Die Klägerin macht indes mit Recht geltend, das LSG habe den Grundsatz des rechtlichen Gehörs (§§ 62, 128 Abs 2 SGG) dadurch verletzt, daß es die Klägerin nicht auf die Einbeziehung des Bescheides der Beklagten vom 13. November 1978 in das Berufungsverfahren hingewiesen hat. Angesichts der Rechtsmittelbelehrung in diesem Bescheid und der daraufhin erfolgten besonderen Klageerhebung in dem bereits genannten anderen Verfahren vor dem SG brauchte die Klägerin nicht ohne einen besonderen Hinweis des Berufungsgerichts damit zu rechnen, daß das LSG über die Rechtmäßigkeit dieses Bescheides und damit auch über den nunmehr allein noch streitigen Zinsanspruch entscheiden würde. Da die Klägerin lediglich in jenem anderen Verfahren vor dem SG eine Verzinsung der geschuldeten Geldleistungen begehrt hatte, fehlte es insoweit ohne das - unterbliebene - Hinwirken auf eine ergänzende Antragstellung (vgl § 112 Abs 2 SGG) auch an einem im Berufungsverfahren von der Klägerin geltend gemachten Anspruch, über den das LSG gemäß § 123 SGG hätte entscheiden können.

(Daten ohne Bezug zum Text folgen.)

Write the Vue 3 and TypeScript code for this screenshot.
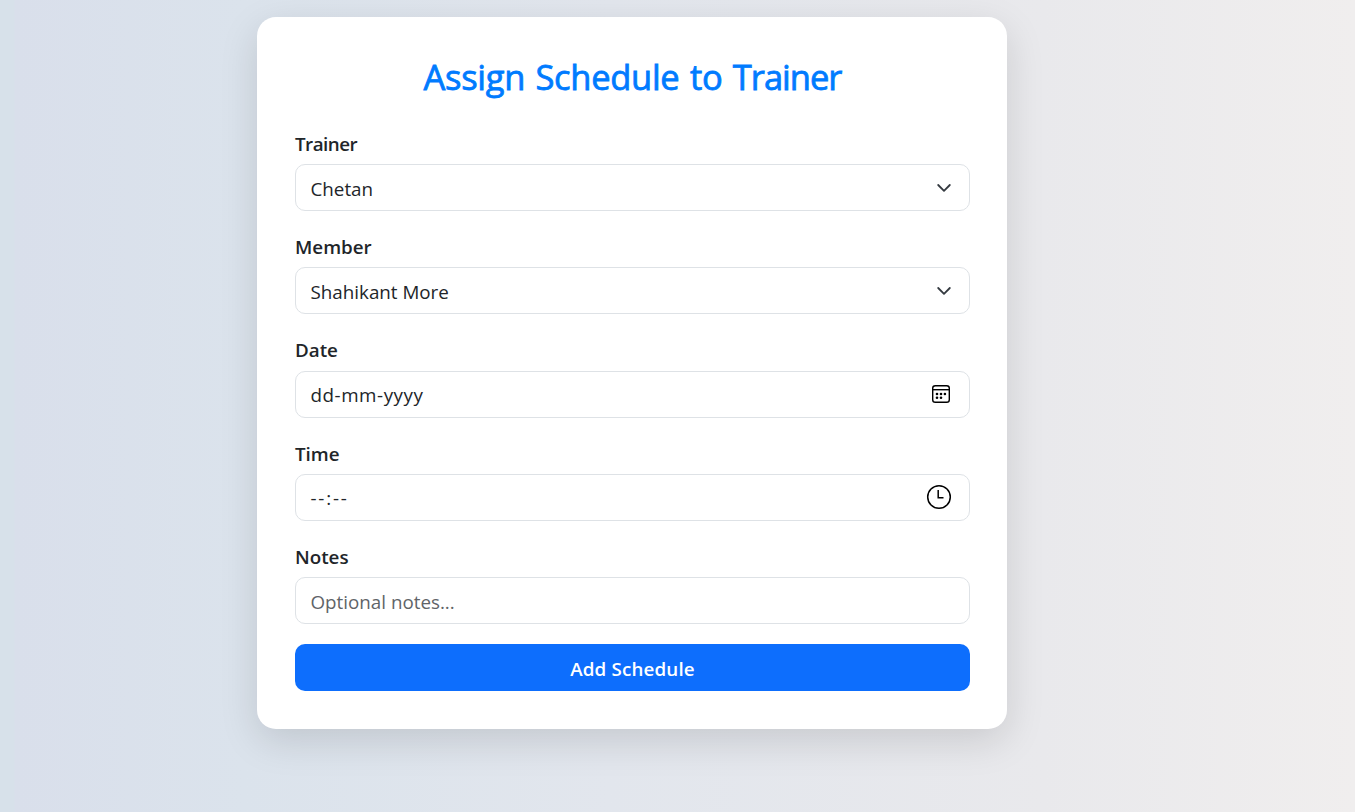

Auf den vorliegenden Verfahrensmangel der Verletzung des rechtlichen Gehörs kann das angefochtene Urteil auch beruhen, weil die Möglichkeit nicht auszuschließen ist, daß das LSG hinsichtlich des noch streitigen Zinsanspruchs anders entschieden hätte, wenn die Klägerin nach dem gebotenen Hinweis auf die Einbeziehung des Bescheides vom 13. November 1978 in das Berufungsverfahren Ausführungen zur Rechtmäßigkeit der Ablehnung einer Verzinsung der geschuldeten Geldleistungen gemacht hätte. Der aufgezeigte Verfahrensmangel muß gemäß § 170 Abs 2 Satz 2 SGG zur Zurückverweisung des Rechtsstreits und zur erneuten Entscheidung des LSG über den Zinsanspruch schon deswegen führen, weil insoweit der erkennende Senat als Revisionsgericht das tatsächliche Vorbringen der Klägerin nicht berücksichtigen darf.

Die Kostenentscheidung bleibt der abschließenden Entscheidung des LSG vorbehalten.